No caso da biodiversidade, talvez fosse interessante pensarmos alguma ação conjunta, porque esse fator é muito importante para a proteção das florestas e das populações locais, mas como há uma dificuldade para que se negocie no âmbito da Convenção (da Biodiversidade), um regime internacional de acesso que remunere corretamente sob a forma de uma “justa partilha de benefício pelo uso dos componentes da biodiversidade e pelo uso dos conhecimentos tradicionais associados”. Os países desenvolvidos têm uma resistência muito grande a um regime internacional de acesso e que estabeleça uma partilha de benefícios. No entanto, isso seria muito importante para países como Brasil, Indonésia, Malásia, todos os grandes países florestais.

Barbara Unmüssig: Na sua pré-candidatura, você sente apoio e interesse para os temas que está colocando na agenda? E que tipos de alianças serão feitas para o projeto da sustentabilidade?

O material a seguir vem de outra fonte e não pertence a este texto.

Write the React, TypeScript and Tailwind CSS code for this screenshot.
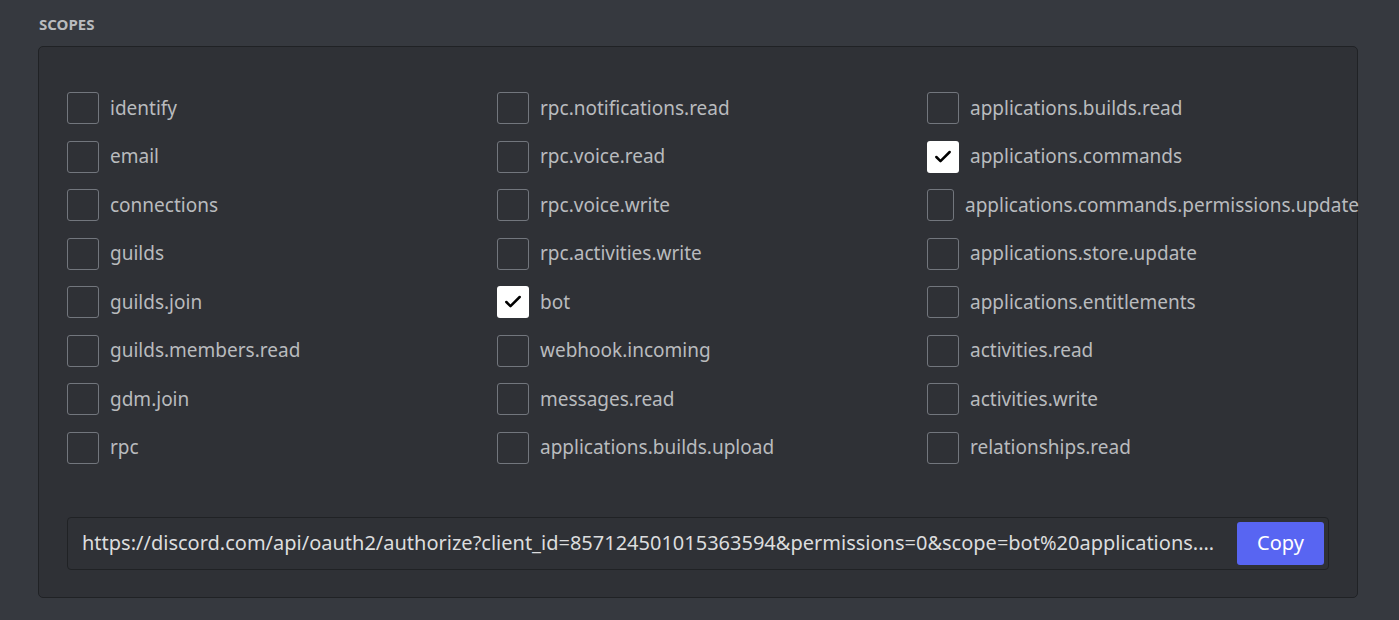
import { Check } from "lucide-react";

type Scope = { name: string; checked?: boolean; narrow?: boolean };

const columns: Scope[][] = [
  [
    { name: "identify" },
    { name: "email" },
    { name: "connections" },
    { name: "guilds" },
    { name: "guilds.join" },
    { name: "guilds.members.read" },
    { name: "gdm.join" },
    { name: "rpc" },
  ],
  [
    { name: "rpc.notifications.read" },
    { name: "rpc.voice.read" },
    { name: "rpc.voice.write" },
    { name: "rpc.activities.write" },
    { name: "bot", checked: true },
    { name: "webhook.incoming" },
    { name: "messages.read" },
    { name: "applications.builds.upload" },
  ],
  [
    { name: "applications.builds.read" },
    { name: "applications.commands", checked: true },
    { name: "applications.commands.permissions.update", narrow: true },
    { name: "applications.store.update" },
    { name: "applications.entitlements" },
    { name: "activities.read" },
    { name: "activities.write" },
    { name: "relationships.read" },
  ],
];

const ScopeBox = ({ scope }: { scope: Scope }) => {
  return (
    <div className="flex items-center h-8 gap-[11px] whitespace-nowrap">
      <div
        className={
          scope.checked
            ? "w-8 h-8 shrink-0 rounded-[3px] bg-white flex items-center justify-center"
            : scope.narrow
            ? "w-[27px] h-8 shrink-0 rounded-[3px] border border-[#72767d]"
            : "w-8 h-8 shrink-0 rounded-[3px] border border-[#72767d]"
        }
      >
        {scope.checked && <Check size={20} strokeWidth={3} color="#000" />}
      </div>
      <span className="text-[19px] text-[#b9bbbe] leading-none">{scope.name}</span>
    </div>
  );
};

const App = () => {
  const rows = columns[0].map((_, i) => columns.map((c) => c[i]));
  return (
    <div
      className="w-[1399px] h-[620px] bg-[#36393f] pl-[38px] pr-[41px] pt-[15px] overflow-hidden"
      style={{ fontFamily: '"Noto Sans", "Open Sans", sans-serif' }}
    >
      <h2 className="text-[15px] font-bold text-[#b9bbbe] uppercase leading-[18px] ml-[1px] mb-[13px]">Scopes</h2>
      <div className="bg-[#2f3136] border border-[#202225] rounded-[5px] pt-[45px] pb-[27px] px-[28px]">
        <div className="grid grid-cols-3 gap-x-[28px] gap-y-[16.5px]">
          {rows.flat().map((s) => (
            <ScopeBox key={s.name} scope={s} />
          ))}
        </div>
        <div className="mt-[53px] h-[53px] border border-[#202225] rounded-[4px] bg-[#2f3136] flex items-center pl-[14px] pr-[4px] gap-4">
          <span className="flex-1 min-w-0 truncate text-[20px] text-[#dcddde]">
            https://discord.com/api/oauth2/authorize?client_id=857124501015363594&permissions=0&scope=bot%20applications.commands
          </span>
          <button className="w-[87px] h-[43px] rounded-[3px] bg-[#5865f2] text-white text-[20px] shrink-0">Copy</button>
        </div>
      </div>
    </div>
  );
};

export default App;
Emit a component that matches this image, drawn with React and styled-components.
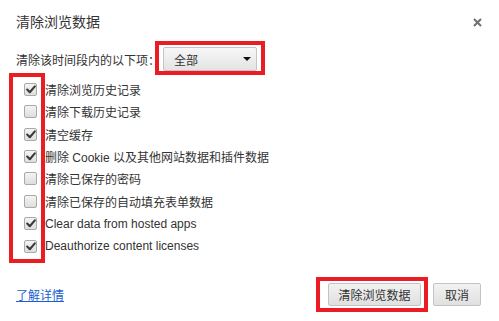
import React from "react";
import styled, { createGlobalStyle } from "styled-components";

const Global = createGlobalStyle`
  html, body { margin: 0; padding: 0; background: #fff; }
  body {
    font-family: "Liberation Sans", "Noto Sans CJK SC", sans-serif;
    color: #333;
  }
`;

const Dialog = styled.div`
  position: relative;
  width: 499px;
  height: 321px;
  box-sizing: border-box;
  background: #fff;
  overflow: hidden;
`;

const Header = styled.div`
  display: flex;
  align-items: center;
  justify-content: space-between;
  height: 42px;
  padding: 0 17px 0 16px;
`;

const Title = styled.h1`
  margin: 0;
  font-size: 14px;
  font-weight: normal;
  color: #333;
`;

const Close = styled.button`
  border: 0;
  background: none;
  padding: 0;
  width: 10px;
  height: 10px;
  display: flex;
  align-items: center;
  justify-content: center;
  cursor: pointer;
  margin-top: 2px;
`;

const RangeRow = styled.div`
  display: flex;
  align-items: center;
  margin: 5px 0 0 16px;
  height: 24px;
`;

const RangeLabel = styled.span`
  width: 147px;
  font-size: 12px;
  white-space: nowrap;
`;

const Select = styled.div`
  display: flex;
  align-items: center;
  justify-content: space-between;
  box-sizing: border-box;
  width: 94px;
  height: 24px;
  padding: 0 5px 0 10px;
  border: 1px solid #c4c4c4;
  border-radius: 2px;
  background: linear-gradient(#f7f7f7, #e3e3e3);
  font-size: 12px;
  color: #333;
`;

const Arrow = styled.span`
  width: 0;
  height: 0;
  border-left: 4px solid transparent;
  border-right: 4px solid transparent;
  border-top: 4px solid #111;
`;

const List = styled.ul`
  list-style: none;
  margin: 7px 0 0 0;
  padding: 0 0 0 24px;
`;

const Item = styled.li`
  display: flex;
  align-items: center;
  height: 22.43px;
  gap: 8px;
  font-size: 12px;
  color: #333;
  white-space: nowrap;
`;

const Box = styled.span`
  box-sizing: border-box;
  width: 13px;
  height: 13px;
  border: 1px solid #a9a9a9;
  border-radius: 2px;
  background: linear-gradient(#f4f4f4, #dedede);
  display: flex;
  align-items: center;
  justify-content: center;
`;

const Footer = styled.div`
  display: flex;
  align-items: center;
  justify-content: space-between;
  margin-top: 25.8px;
  height: 23px;
  padding: 0 18px 0 16px;
`;

const Link = styled.a`
  font-size: 12px;
  color: #1a5fcf;
  text-decoration: underline;
  cursor: pointer;
`;

const Buttons = styled.div`
  display: flex;
  gap: 12px;
`;

const Button = styled.button`
  box-sizing: border-box;
  height: 23px;
  width: ${(p) => p.$w}px;
  padding: 0;
  border: 1px solid #c3c3c3;
  border-radius: 2px;
  background: linear-gradient(#f2f2f2, #e0e0e0);
  font-family: "Liberation Sans", "Noto Sans CJK SC", sans-serif;
  font-size: 12px;
  color: #333;
`;

const Mark = styled.div`
  position: absolute;
  box-sizing: border-box;
  border: 4px solid #ec1c24;
  pointer-events: none;
`;

const Check = () => (
  <svg width="10" height="9" viewBox="0 0 10 9">
    <path d="M1.2 4.6 L3.8 7.2 L8.8 1.4" fill="none" stroke="#3a3a3a" strokeWidth="2.1" strokeLinecap="round" strokeLinejoin="round" />
  </svg>
);

const items = [
  ["清除浏览历史记录", true],
  ["清除下载历史记录", false],
  ["清空缓存", true],
  ["删除 Cookie 以及其他网站数据和插件数据", true],
  ["清除已保存的密码", false],
  ["清除已保存的自动填充表单数据", false],
  ["Clear data from hosted apps", true],
  ["Deauthorize content licenses", true],
];

export default function App() {
  return (
    <>
      <Global />
      <Dialog>
        <Header>
          <Title>清除浏览数据</Title>
          <Close aria-label="close">
            <svg width="9" height="9" viewBox="0 0 9 9">
              <path d="M1 1 L8 8 M8 1 L1 8" stroke="#6f6f6f" strokeWidth="2" />
            </svg>
          </Close>
        </Header>
        <RangeRow>
          <RangeLabel>清除该时间段内的以下项：</RangeLabel>
          <Select>
            <span>全部</span>
            <Arrow />
          </Select>
        </RangeRow>
        <List>
          {items.map(([t, c]) => (
            <Item key={t}>
              <Box>{c && <Check />}</Box>
              <span>{t}</span>
            </Item>
          ))}
        </List>
        <Footer>
          <Link>了解详情</Link>
          <Buttons>
            <Button $w={93}>清除浏览数据</Button>
            <Button $w={48}>取消</Button>
          </Buttons>
        </Footer>
        <Mark style={{ left: 155, top: 41, width: 110, height: 34 }} />
        <Mark style={{ left: 9, top: 73, width: 36, height: 190 }} />
        <Mark style={{ left: 316, top: 277, width: 112, height: 35 }} />
      </Dialog>
    </>
  );
}
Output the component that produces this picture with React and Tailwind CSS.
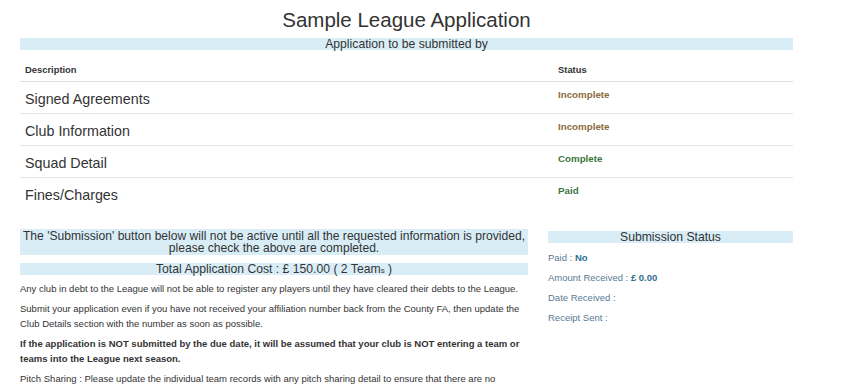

Marina: No Brasil, nós temos uma luta de cerca de 30 anos com a agenda socioambiental e, durante esse tempo, fomos gerando experiências e um conjunto de ideias através de empresas, ONGs, experiências isoladas de governo, mas bastante relevantes, ainda que não em escala, e isso tem uma densidade muito grande. A opinião pública brasileira foi considerada uma das que têm maior interesse pelas questões ambientais nas duas pesquisas que foram feitas sobre mudanças climáticas nos vários países. Então eu sinto que todo esse movimento está se juntando agora em torno desse projeto. Não teremos grandes políticas de alianças com partidos, mas já estamos num processo de movimento com “núcleos vivos da sociedade” que representam esses setores. É um movimento transpartidário, em que as pessoas se descolaram dos partidos e participam do movimento pela identificação com as ideias.